Running Folding@Home on Linux with CUDA support using Docker
Global outbreaks have a way to make you feel powerless. Sitting at home, waiting for the coronavirus to blow over… is there really nothing else you can do? Well, there are ways in which you can help. One such example is Folding@Home. F@H is an initiative that uses your computer’s resources to help simulate how proteins and other complex chemicals work. They have set up high-priority jobs to analyze the 2019-nCoV virus, in hopes to help find antibody targets.
If you want to help, it’s as easy as downloading and running their program. Well… except for the life of me I couldn’t get it to run in Ubuntu. So I decided to find a way to do so.
So what was the problem?
I run Pop!_OS 19.10, which is a Linux distro based on Ubuntu. When I tried to install the F@H packages, apt
told me it can’t find python-gnome2
and some other related dependencies. Apparently, that library is not available from Ubuntu 19.04 onward.
First attempt: force-install all the dependencies
I found some guides online that try to download and install all the missing dependencies. It’s very brute-force-ish: you have to download all the DEB installers yourself, then try to install them and fix dependency issues.
Unsurprisingly, this didn’t work. Failed installations, file conflicts… too many issues I didn’t care to solve.
Second attempt: using a Docker container
I talked to some friends in social media about my problem, and somebody came up with the stroke of genius I was missing: use a Docker container! Pre-built containers package all needed dependencies, and there’s a good chance somebody has already done so.
Indeed, there were a few options. I chose yurinnick’s since it was updated recently. This container is lightweight and simple, which are two great pluses.
Unfortunately, something else was missing. While the container ran almost immediately with no fuss, it couldn’t detect my graphics card and that also meant no support for CUDA or OpenCL. This is important because GPUs are generally better at massively parallel operations, which is very useful for work loads like analyzing data and folding proteins.
Third attempt: fixing CUDA and OpenCL support in the container
Luckily for me, my time working as a developer in AWS SageMaker taught me a few things about Docker and working with nVidia containers. Not a lot, to be honest, but good enough to figure out the issue on my own.
Here’s how I fixed it:
- Update your system’s GPU drivers.
- Optional, but potentially useful for debugging: install nVidia’s CUDA toolkit. If successful, you should be able to see your current CUDA version when running
nvidia-smi
. - Install the nVidia Container Toolkit. This is crucial because it allows your containers to access your graphics card. You can confirm it worked by running
docker run --gpus all nvidia/cuda:10.0-base nvidia-smi
. If you see the same results as above, it means everything is in order. - Finally, I forked yurinnick’s repository and changed the
Dockerfile
to be based onnvidia/opencl
, which includes all the necessary libraries to allow F@H to use it. My final resulting image is currently published to Docker Hub and publicly available.

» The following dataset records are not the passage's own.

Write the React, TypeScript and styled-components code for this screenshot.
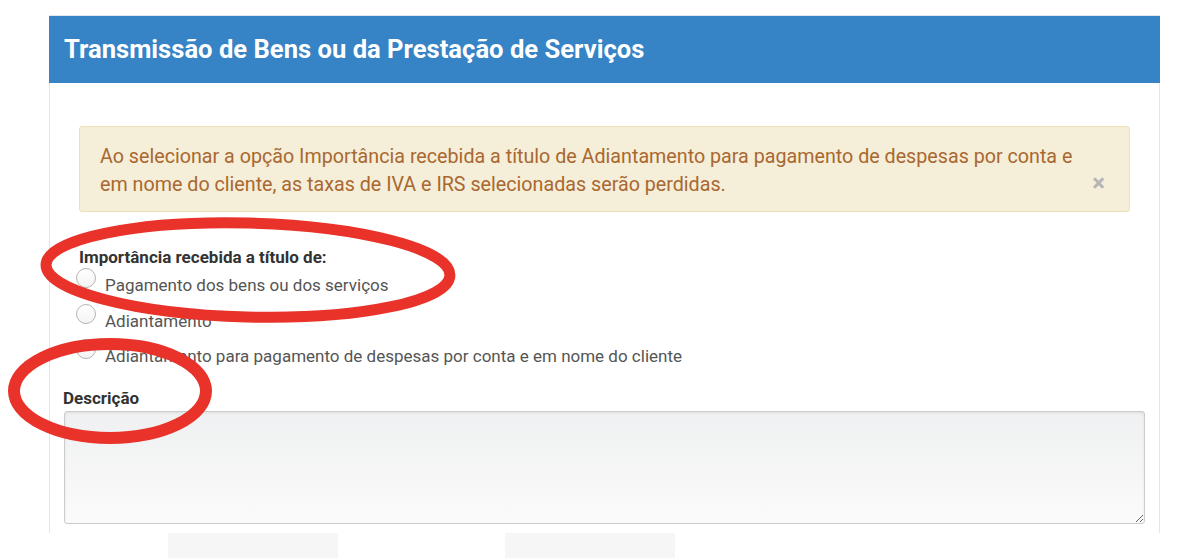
import React from "react";
import styled, { createGlobalStyle } from "styled-components";

const GlobalStyle = createGlobalStyle`
  html, body { margin: 0; padding: 0; background: #ffffff; }
  body { font-family: Roboto, "Noto Sans", Arial, sans-serif; overflow: hidden; }
  * { box-sizing: border-box; }
`;

const Page = styled.div`
  position: relative;
  width: 1188px;
  height: 558px;
  padding: 15px 0 0 49px;
`;

const Panel = styled.section`
  width: 1111px;
  display: flex;
  flex-direction: column;
`;

const PanelHeader = styled.header`
  height: 68px;
  background: #3683c6;
  display: flex;
  align-items: center;
  padding: 0 15px 2px 15px;
  border-top: 1px solid #dfe6ee;
`;

const Title = styled.h2`
  margin: 0;
  color: #ffffff;
  font-size: 25.6px;
  font-weight: 700;
  letter-spacing: 0;
`;

const PanelBody = styled.div`
  height: 450px;
  border-left: 1px solid #e4e4e4;
  border-right: 1px solid #e4e4e4;
  padding: 43px 0 0 0;
  display: flex;
  flex-direction: column;
`;

const Alert = styled.div`
  margin: 0 29px 0 29px;
  height: 86px;
  background: #f5eed9;
  border: 1px solid #efe0b8;
  border-radius: 3px;
  padding: 16px 30px 0 20px;
  position: relative;
  color: #a9682f;
  font-size: 19.7px;
  line-height: 27.5px;
`;

const Close = styled.span`
  position: absolute;
  right: 24px;
  top: 44px;
  color: #b5b5b5;
  font-size: 24px;
  font-weight: 700;
  line-height: 1;
`;

const RadioGroup = styled.fieldset`
  margin: 34px 0 0 29px;
  padding: 0;
  border: 0;
  display: flex;
  flex-direction: column;
`;

const GroupLabel = styled.legend`
  padding: 0;
  color: #333333;
  font-size: 17px;
  font-weight: 700;
  line-height: 22px;
`;

const RadioRow = styled.label`
  display: flex;
  align-items: flex-start;
  height: 35.5px;
  margin-left: -3px;
  color: #555555;
  font-size: 17px;
`;

const RadioCircle = styled.span`
  width: 20px;
  height: 20px;
  border-radius: 50%;
  border: 1px solid #b4b4b4;
  background: linear-gradient(#ffffff, #f4f4f4);
  flex: none;
`;

const RadioText = styled.span`
  margin-left: 9px;
  margin-top: 6px;
  line-height: 22px;
`;

const FieldLabel = styled.label`
  display: block;
  margin: 12px 0 0 13px;
  color: #333333;
  font-size: 17px;
  font-weight: 700;
  line-height: 22px;
`;

const TextArea = styled.textarea`
  display: block;
  margin: 2px 14px 0 14px;
  height: 113px;
  border: 1px solid #cccccc;
  border-radius: 3px;
  background: linear-gradient(#eff0f1, #fbfbfb);
  box-shadow: inset 0 1px 3px rgba(0, 0, 0, 0.08);
  resize: vertical;
  font-family: inherit;
  font-size: 16px;
`;

const Footer = styled.div`
  display: flex;
  gap: 167px;
  padding-left: 119px;
  height: 25px;
`;

const GhostButton = styled.div`
  width: 170px;
  height: 25px;
  background: #f6f6f6;
`;

const Annotations = styled.svg`
  position: absolute;
  left: 0;
  top: 0;
  pointer-events: none;
`;

const options = [
  "Pagamento dos bens ou dos serviços",
  "Adiantamento",
  "Adiantamento para pagamento de despesas por conta e em nome do cliente",
];

export default function App() {
  return (
    <>
      <GlobalStyle />
      <Page>
        <Panel>
          <PanelHeader>
            <Title>Transmissão de Bens ou da Prestação de Serviços</Title>
          </PanelHeader>
          <PanelBody>
            <Alert>
              Ao selecionar a opção Importância recebida a título de Adiantamento para pagamento de despesas por conta e em nome do cliente, as taxas de IVA e IRS selecionadas serão perdidas.
              <Close>×</Close>
            </Alert>
            <RadioGroup>
              <GroupLabel>Importância recebida a título de:</GroupLabel>
              {options.map((o) => (
                <RadioRow key={o}>
                  <RadioCircle />
                  <RadioText>{o}</RadioText>
                </RadioRow>
              ))}
            </RadioGroup>
            <FieldLabel>Descrição</FieldLabel>
            <TextArea />
          </PanelBody>
        </Panel>
        <Footer>
          <GhostButton />
          <GhostButton />
        </Footer>
        <Annotations width={1188} height={558} viewBox="0 0 1188 558">
          <ellipse cx={248} cy={270} rx={202} ry={47} fill="none" stroke="#e8322a" strokeWidth={11} transform="rotate(1.5 248 270)" />
          <ellipse cx={110} cy={391} rx={96} ry={47} fill="none" stroke="#e8322a" strokeWidth={12} />
        </Annotations>
      </Page>
    </>
  );
}
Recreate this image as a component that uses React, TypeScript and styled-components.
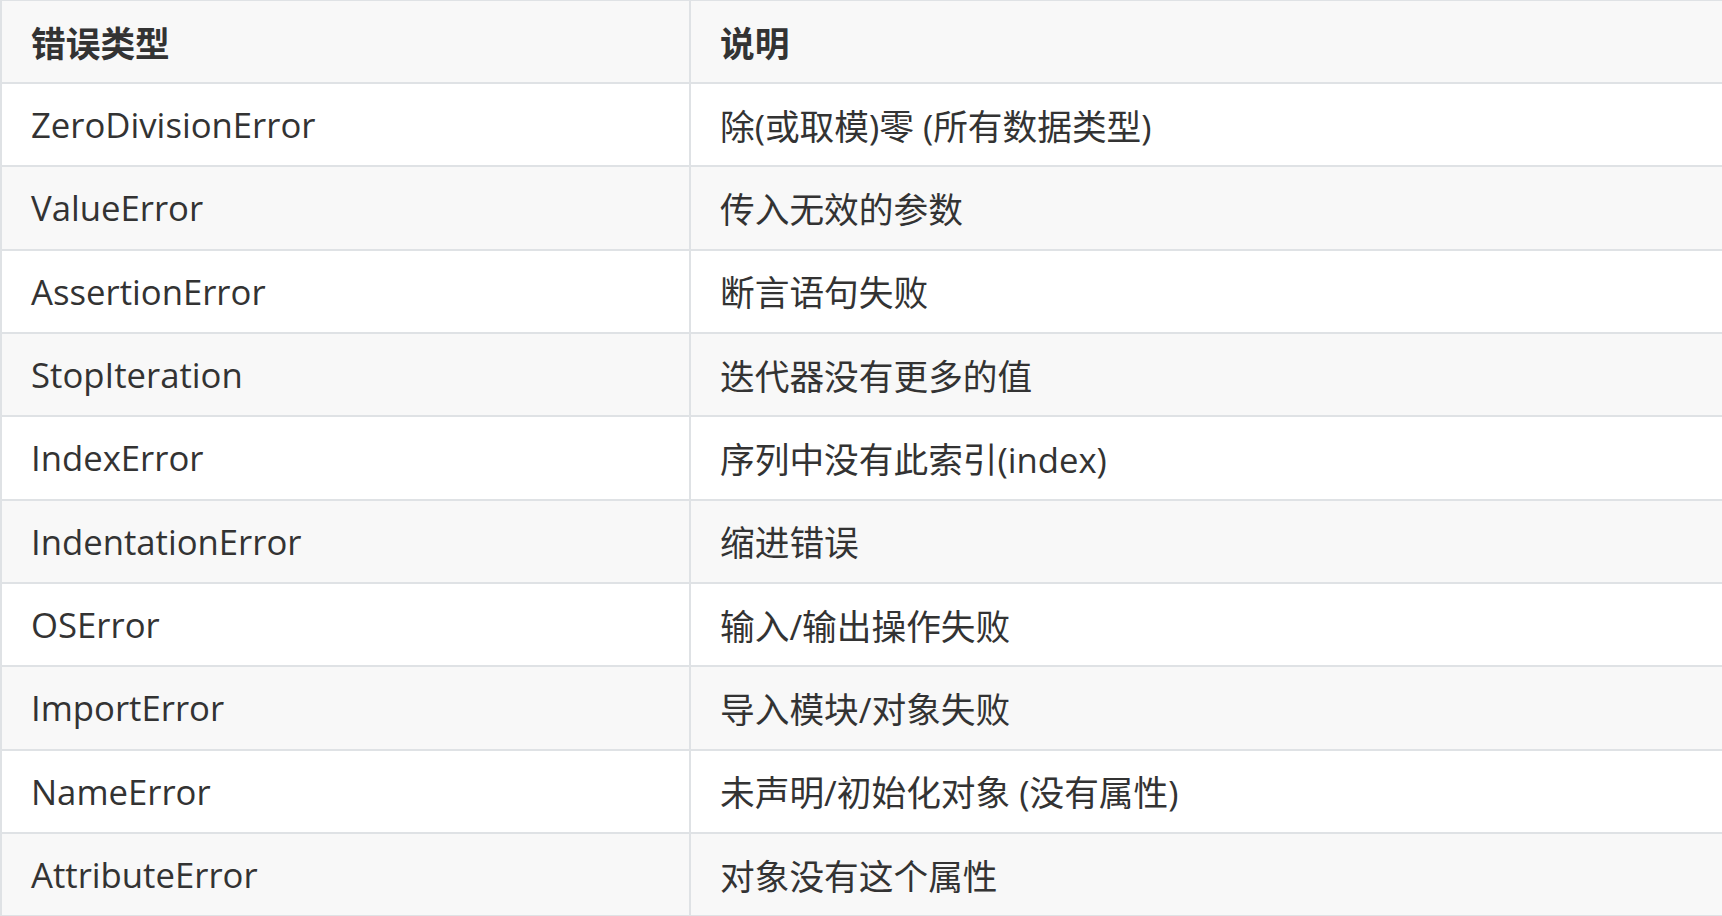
import styled, { createGlobalStyle } from 'styled-components';

const errors: [string, string][] = [
    ['ZeroDivisionError', '除(或取模)零 (所有数据类型)'],
    ['ValueError', '传入无效的参数'],
    ['AssertionError', '断言语句失败'],
    ['StopIteration', '迭代器没有更多的值'],
    ['IndexError', '序列中没有此索引(index)'],
    ['IndentationError', '缩进错误'],
    ['OSError', '输入/输出操作失败'],
    ['ImportError', '导入模块/对象失败'],
    ['NameError', '未声明/初始化对象 (没有属性)'],
    ['AttributeError', '对象没有这个属性'],
];

const App = () => {
    return (
        <>
            <GlobalStyle />
            <StyledTable>
                <StyledRow $header $striped>
                    <StyledHeadCell>错误类型</StyledHeadCell>
                    <StyledHeadCell>说明</StyledHeadCell>
                </StyledRow>
                {errors.map(([name, desc], i) => (
                    <StyledRow key={name} $striped={i % 2 === 1}>
                        <StyledCell>{name}</StyledCell>
                        <StyledCell>{desc}</StyledCell>
                    </StyledRow>
                ))}
            </StyledTable>
        </>
    );
};

export default App;

const GlobalStyle = createGlobalStyle`
    html, body {
        margin: 0;
        padding: 0;
        background: #ffffff;
        overflow: hidden;
    }
`
const StyledTable = styled.div`
    width: 1800px;
    font-family: "Open Sans", "Noto Sans CJK SC", sans-serif;
    color: #333333;
`
const StyledRow = styled.div<{ $header?: boolean; $striped?: boolean }>`
    display: grid;
    grid-template-columns: 689px 1fr;
    box-sizing: border-box;
    height: ${(props) => (props.$header ? '84px' : '83.333px')};
    border-top: ${(props) => (props.$header ? '1px solid #dfe2e5' : 'none')};
    border-bottom: 2px solid #dfe2e5;
    background: ${(props) => (props.$striped ? '#f8f8f8' : '#ffffff')};
`
const StyledCell = styled.div`
    display: flex;
    align-items: center;
    box-sizing: border-box;
    border-left: 2px solid #dfe2e5;
    padding-left: 29px;
    font-size: 34.7px;
    white-space: nowrap;
`
const StyledHeadCell = styled(StyledCell)`
    font-weight: 700;
`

After doing the prep steps above and fixing the container image, I was able to run GPU workloads in the container using the following run command:
docker run --gpus all \
--name folding-at-home \
-p 7396:7396 \
-p 36330:36330 \
-e USER=Anonymous \
-e TEAM=0 \
-e ENABLE_GPU=true \
-e ENABLE_SMP=true \
--restart unless-stopped \
thebozzcl/folding-at-home \
--allow 0/0 \
--web-allow 0/0
Running the container in other OS and hardware configurations
I haven’t done a lot of testing, other than in my own machine, so there’s not a lot I can say. There’s a few things that are pretty certain:
- This should work without much trouble in other machines with nVidia GPUs, as long as you set up the Container Toolkit and keep your drivers up-to-date.
- This should also work in machines without a dedicated GPU, but you should use a lighter image instead.
- I have no idea if this will run with an AMD GPU. I don’t know what the process to get them to work looks like… but if you manage to do so, let me know!
Future steps and pending work… well, not really
I’m afraid I don’t want to sustain this container long-term. I’d be willing to fix small emergent issues should they appear and review merge requests, but I have plenty of work in my plate as it is and I don’t want to commit long-term to this.
In any case, this container code is dead simple and mostly not mine… so feel free to fork my repo and update the container to your liking!